Qui sont les bonnes étoiles qui cherchent à protéger ce petit Sung Huah ? Les services sociaux qui mettent à disposition des mères des boîtes à bébé pour y déposer l’enfant qu’elles abandonnent ? Les couples sans enfants qui sont prêts à payer des fortunes pour adopter des enfants qui ne leur appartiennent pas ? Ou les mères qui se séparent de leur progéniture pour leur offrir une vie meilleure ?
«Si une telle affaire éclatait, elle ferait l’objet d’un scandale» reconnaissait son auteur lors de l’émission Bienvenue au club sur France Culture le 29 novembre. «Beaucoup de gens penseraient comme la détective, qu’il ne fallait pas accoucher si c’était pour l’abandonner plus tard. Cette fiction est un voyage intérieur pour faire évoluer notre point de vue un peu à la manière des personnages du film qui finissent par ouvrir leur cœur».
Au spectateur de juger
Pour Kore-Eda, c’est toujours aux spectateurs et aux spectatrices de se faire sa propre opinion et éventuellement de changer son regard. Lui se contente d’exposer la situation en montrant les personnages sous un autre jour avec sa sensibilité, son acuité, son humanisme.
«C’est un observateur très fin» témoigne Léa Le Dimna, son interprète qui le suit depuis 2014 et qui commence à bien le connaître. «Il sait prendre du recul et capter les moindres gestes car il a commencé comme documentariste».
Son goût pour les laisser pour compte lui vient, selon elle, de ses origines sociales. «Il a grandi dans une famille pauvre» explique sa traductrice. «Son père était instable. Il aimait les jeux d’argent. Il disparaissait souvent et longtemps puis réapparaissait. Sa mère essayait de pallier ces défaillances. Mais comme il était le seul fils de la famille, elle s’est comportée avec lui comme s’il était l’homme de la maison. Il a donc du se responsabiliser très jeune».

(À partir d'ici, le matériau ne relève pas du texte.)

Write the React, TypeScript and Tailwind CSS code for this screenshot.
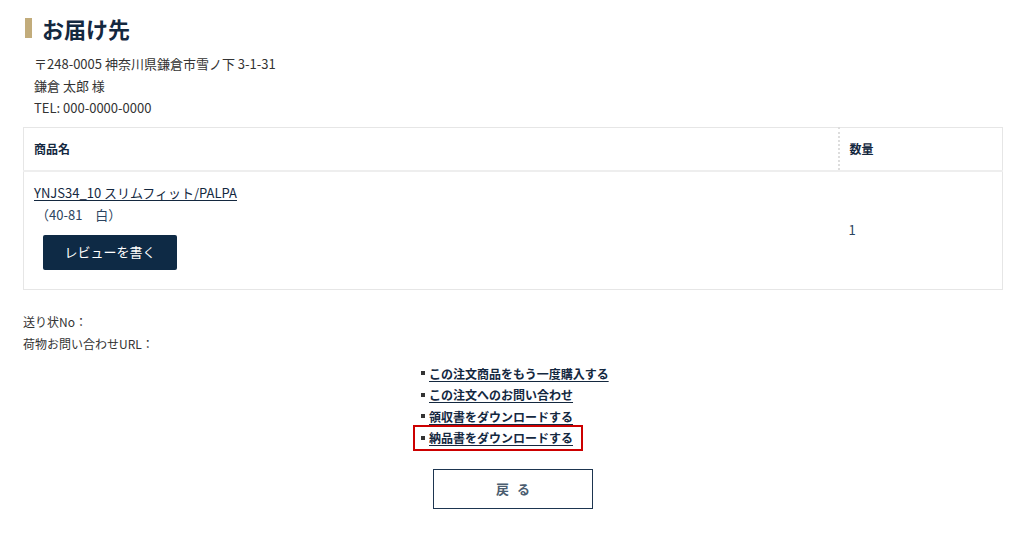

En toile de fond, la critique d’un Japon conservateur
Avec son métier, Kore-Eda a beaucoup voyagé. Il a pu comparer sa culture à celles des pays étrangers. Pour Léa Le Dimna, c’est aussi ce qui lui a donné cette vision critique de la société japonaise. «Il s’est démarqué en prenant position contre les tendances conservatrices de son pays et notamment contre le poids de la hiérarchie sociale» fait-elle remarquer.
Très engagé pour réformer l’industrie du cinéma au Japon, Kore-Eda tente de faire émerger une nouvelle génération de réalisateur·trices en créant l’équivalent du CNC pour financer des films indépendants et innovants. Ce plaidoyer pour la jeunesse, il l’a remarquablement énoncé lors d’une séance spéciale dédiée à son film Tel père, tel fils.
Devant 300 collégien·nes et lycéen·nes, il leur a dit en substance : «Prenez le pouvoir. Faites vous une place dans ce monde. Ne vous laissez pas influencer par vos parents». Un message très fort, très émouvant.
A l’écoute du public
«Il a été excellent» avoue Jérôme Baron , le directeur artistique du Festival des 3 Continents qui l’accompagnait dans cet échange avec le public. «Il a été bousculé par la spontanéité des questions. Il ne s’y attendait pas. Ça l’a vraiment touché. Du coup, il s’est livré avec beaucoup d’émotion».
Par exemple, lorsqu’un collégien faisant allusion à Tel père, tel fils lui a demandé pourquoi il avait raconté cette histoire d’enfant échangé à la maternité, il lui a répondu : «Un jour que je partais en tournage, ma fille m’a demandé si je partais longtemps. Ça m’a amené à me poser la question de la filiation. Je me suis servi de mon expérience pour écrire cette fiction».
Explorer l’être humain sous toutes ses facettes, son rapport à sa famille, à la mort, à ses croyances, à la beauté de la nature, l’influence de la société sur ses comportements. C’est l’œuvre magnifique du grand Hirokazu Kore-Eda, un homme généreux, humble, à l’écoute des autres et au regard perçant.
Son dernier film Les bonnes étoiles sortira le 7 décembre sur les écrans. Allez le voir et vous comprendrez tout ce que vous venez de lire.